Tian Wigmore has got chops. The man behind War Horses has worked as a backing vocalist and touring guitarist with some great Canadian musicians like Big Sugar, The Trews, Tim Chaisson, In Flight Safety, and Andy Brown. After seeing him perform solo, War Horses‘ debut EP followed me around for two solid weeks. It became a constant companion; it lived in my car, it lived in my headphones. We got tight. All because I kept asking the question, ‘What’s missing?’
It’s unfair to judge anything for what it’s not. War Horses is a broody folk-rock medley awash in melancholy. It’s like a long drive across the prairies: there’s plenty to enjoy on the trip, even some sing-along moments, but even though you can see the mountains, you never seem to get there.

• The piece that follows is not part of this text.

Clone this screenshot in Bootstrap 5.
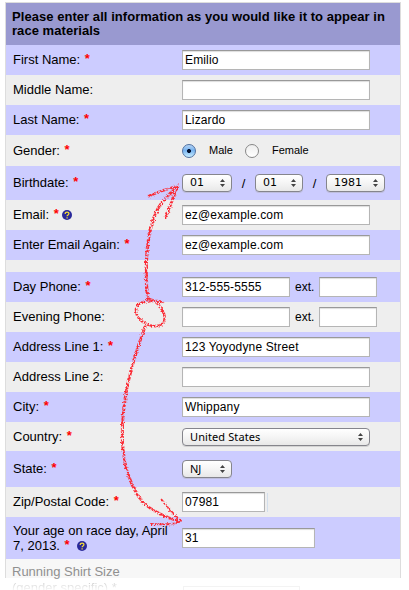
<!DOCTYPE html>
<html lang="en">
<head>
<meta charset="utf-8">
<meta name="viewport" content="width=device-width, initial-scale=1">
<title>Race registration</title>
<link href="https://cdn.jsdelivr.net/npm/bootstrap@5.3.0/dist/css/bootstrap.min.css" rel="stylesheet">
<style>
body{width:409px;height:590px;overflow:hidden;background:#fff;color:#000;font:13px/15px "Liberation Sans",Arial,sans-serif}
.reg{width:396px;margin:2px 0 0 5px;height:576px;border:1px solid #ddd;border-bottom:0}
.reg-head{height:42px;background:#9999d0;padding:7px 0 0 6px;font-weight:700;line-height:14px;letter-spacing:.05px;white-space:nowrap}
.fr{height:30px;background:#eee;padding-left:7px}
.fr.alt{background:#ccf}
.fl{width:169px;white-space:nowrap;padding-bottom:1px}
.req{color:red;margin-left:1px;font-weight:700;position:relative;top:-1px}
.h12{height:12px}.h29{height:29px}.h31{height:31px}.h34{height:34px}.h36{height:36px}.h42{height:42px}
.reg .tf{width:188px;height:20px;min-height:0;border:1px solid #b5b5b5;border-top:1px solid #999;box-shadow:inset 0 1px 1px #ddd;border-radius:0;padding:0 2px;font-size:12px;line-height:18px;color:#000;letter-spacing:.15px;background:#fff}
.reg .w-ph{width:108px}.reg .w-ext{width:58px}.reg .w-zip{width:83px}.reg .w-age{width:133px}
.ext{width:29px;padding-left:5px;font-size:12px}
.zip-end{width:1px;height:19px;margin-left:2px;background:#d3dfec}
.pop{height:18px;border:1px solid #85858c;border-radius:4px;background:linear-gradient(#fff,#f6f6f6 45%,#e8e8e8);box-shadow:0 1px 0 #aaa6;padding:0 6px 0 7px;font:11px/16px "DejaVu Sans",sans-serif}
.pop svg{width:5px;height:8px}
.pop-day{width:50px}.pop-d2{width:48px}.pop-yr{width:59px}.pop-co{width:188px;font-family:"Noto Sans",sans-serif;letter-spacing:.1px}
.pop-st{font-family:"Noto Sans",sans-serif}
.sl{width:23px}
.rb{width:14px;height:14px;border:1px solid #888;border-radius:50%;background:linear-gradient(#eee,#fff)}
.rb.on{border-color:#5070a0;background:radial-gradient(circle at 50% 50%,#001030 0 1.7px,transparent 2.3px),linear-gradient(#b5d4f5,#76b2ef 45%,#c8edff)}
.rl{font-size:11px}
.rl-m{width:49px;padding-left:13px}.rl-f{padding-left:13px}
.hq{width:10px;height:10px;vertical-align:-1px}
.fade-row{height:19px;background:#f7f7f7;color:#909090;padding:5px 0 0 6px;line-height:15px}
.fade-next{height:12px;padding:2px 0 0 12px;line-height:15px;color:transparent;background:linear-gradient(#c4c4c4 2px,#f4f4f4 11px);-webkit-background-clip:text;background-clip:text;white-space:nowrap}
.ghost-tf{width:117px;height:8px;margin:6px 0 0;border:1px solid #f3f3f3;border-bottom:0}
.fade-next>span{width:171px}
.marks{left:0;top:0;width:409px;height:590px;pointer-events:none}
</style>
</head>
<body class="position-relative">
<svg width="0" height="0" class="position-absolute">
<symbol id="ud" viewBox="0 0 5 8"><path d="M2.5 0 5 3H0zM2.5 8 0 5h5z" fill="#444"/></symbol>
<symbol id="help" viewBox="0 0 10 10"><circle cx="5" cy="5" r="5" fill="#29299b"/><path d="M3.2 3.9C3.2 1.4 7 1.6 6.9 3.8 6.8 5 5.2 4.9 5.1 6.2M5.1 7.2v1.3" fill="none" stroke="#f5dc35" stroke-width="1.3"/></symbol>
</svg>
<form class="reg">
<div class="reg-head">Please enter all information as you would like it to appear in<br>race materials</div>
<div class="fr alt d-flex align-items-center"><label class="fl">First Name: <span class="req">*</span></label><input class="form-control tf" value="Emilio"></div>
<div class="fr d-flex align-items-center"><label class="fl">Middle Name:</label><input class="form-control tf"></div>
<div class="fr alt d-flex align-items-center"><label class="fl">Last Name: <span class="req">*</span></label><input class="form-control tf" value="Lizardo"></div>
<div class="fr h31 d-flex align-items-center"><label class="fl">Gender: <span class="req">*</span></label><span class="rb on"></span><span class="rl rl-m">Male</span><span class="rb"></span><span class="rl rl-f">Female</span></div>
<div class="fr alt h34 d-flex align-items-center"><label class="fl">Birthdate: <span class="req">*</span></label>
<div class="pop pop-day d-flex align-items-center justify-content-between">01<svg><use href="#ud"/></svg></div><span class="sl text-center">/</span>
<div class="pop pop-d2 d-flex align-items-center justify-content-between">01<svg><use href="#ud"/></svg></div><span class="sl text-center">/</span>
<div class="pop pop-yr d-flex align-items-center justify-content-between">1981<svg><use href="#ud"/></svg></div></div>
<div class="fr d-flex align-items-center"><label class="fl">Email: <span class="req">*</span> <svg class="hq"><use href="#help"/></svg></label><input class="form-control tf" value="ez@example.com"></div>
<div class="fr alt d-flex align-items-center"><label class="fl">Enter Email Again: <span class="req">*</span></label><input class="form-control tf" value="ez@example.com"></div>
<div class="fr h12"></div>
<div class="fr alt d-flex align-items-center"><label class="fl">Day Phone: <span class="req">*</span></label><input class="form-control tf w-ph" value="312-555-5555"><span class="ext">ext.</span><input class="form-control tf w-ext"></div>
<div class="fr d-flex align-items-center"><label class="fl">Evening Phone:</label><input class="form-control tf w-ph"><span class="ext">ext.</span><input class="form-control tf w-ext"></div>
<div class="fr alt d-flex align-items-center"><label class="fl">Address Line 1: <span class="req">*</span></label><input class="form-control tf" value="123 Yoyodyne Street"></div>
<div class="fr d-flex align-items-center"><label class="fl">Address Line 2:</label><input class="form-control tf"></div>
<div class="fr alt d-flex align-items-center"><label class="fl">City: <span class="req">*</span></label><input class="form-control tf" value="Whippany"></div>
<div class="fr h29 d-flex align-items-center"><label class="fl">Country: <span class="req">*</span></label><div class="pop pop-co d-flex align-items-center justify-content-between">United States<svg><use href="#ud"/></svg></div></div>
<div class="fr alt h36 d-flex align-items-center"><label class="fl">State: <span class="req">*</span></label><div class="pop pop-day pop-st d-flex align-items-center justify-content-between">NJ<svg><use href="#ud"/></svg></div></div>
<div class="fr d-flex align-items-center"><label class="fl">Zip/Postal Code: <span class="req">*</span></label><input class="form-control tf w-zip" value="07981"><span class="zip-end"></span></div>
<div class="fr alt h42 d-flex align-items-center"><label class="fl">Your age on race day, April<br>7, 2013. <span class="req">*</span> &nbsp;<svg class="hq"><use href="#help"/></svg></label><input class="form-control tf w-age" value="31"></div>
<div class="fade-row">Running Shirt Size</div>
</form>
<div class="fade-next d-flex"><span>(gender specific) *</span><div class="ghost-tf"></div></div>
<svg class="marks position-absolute" viewBox="0 0 409 590">
<defs><filter id="crayon" filterUnits="userSpaceOnUse" x="0" y="0" width="409" height="590">
<feTurbulence type="fractalNoise" baseFrequency=".55" numOctaves="2" seed="4" result="n"/>
<feDisplacementMap in="SourceGraphic" in2="n" scale="3" xChannelSelector="R" yChannelSelector="G" result="d"/>
<feColorMatrix in="n" type="matrix" values="0 0 0 0 0  0 0 0 0 0  0 0 0 0 0  0 0 5 0 -1.7" result="m"/>
<feComposite in="d" in2="m" operator="in"/></filter></defs>
<g filter="url(#crayon)" fill="none" stroke="#fb2c36" stroke-width="3.2" stroke-linecap="round" stroke-linejoin="round">
<path d="M148 301C145 277 146 255 149 236C153 214 161 199 177 188"/>
<path d="M149 196C158 192 167 189 178 186C173 197 170 207 166 217" stroke-width="2.8"/>
<path d="M163 302C152 300 138 300 136 309C135 318 146 327 157 326C167 325 166 315 161 308C158 303 154 300 149 299" stroke-width="2.6"/>
<path d="M145 327C136 351 127 380 124 407C119 447 124 475 139 497C149 511 164 517 179 521" stroke-width="3"/>
<path d="M161 499C168 508 174 515 181 521C172 526 161 524 151 524" stroke-width="2"/>
</g></svg>
<script src="https://cdn.jsdelivr.net/npm/bootstrap@5.3.0/dist/js/bootstrap.bundle.min.js"></script>
</body>
</html>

What gets carried through in a live performance: Wigmore’s strong vocals, the weight of lyrics that obviously hold a deep meaning for him, and his ability to perform as an acoustic one-man-band, all lose a bit of their oomph in the recording. The first five tracks offer a bleak outlook, not hopeless, but a blue collar lament for small town prairie life, before the aptly named ‘Phoenix’ brings us to the foot hills, and stops. Ultimately it remains subdued; tempered to the slow constant build of a rhythm guitar. The moment you expect that slow rise to crescendo, and soar off in a face-melting solo never comes. The prairies just keep rolling.
Technically, thematically, lyrically, War Horses is solid. If accepted for what it is, it’s enjoyable. But for all the obvious talent and ability it doesn’t live up to its potential.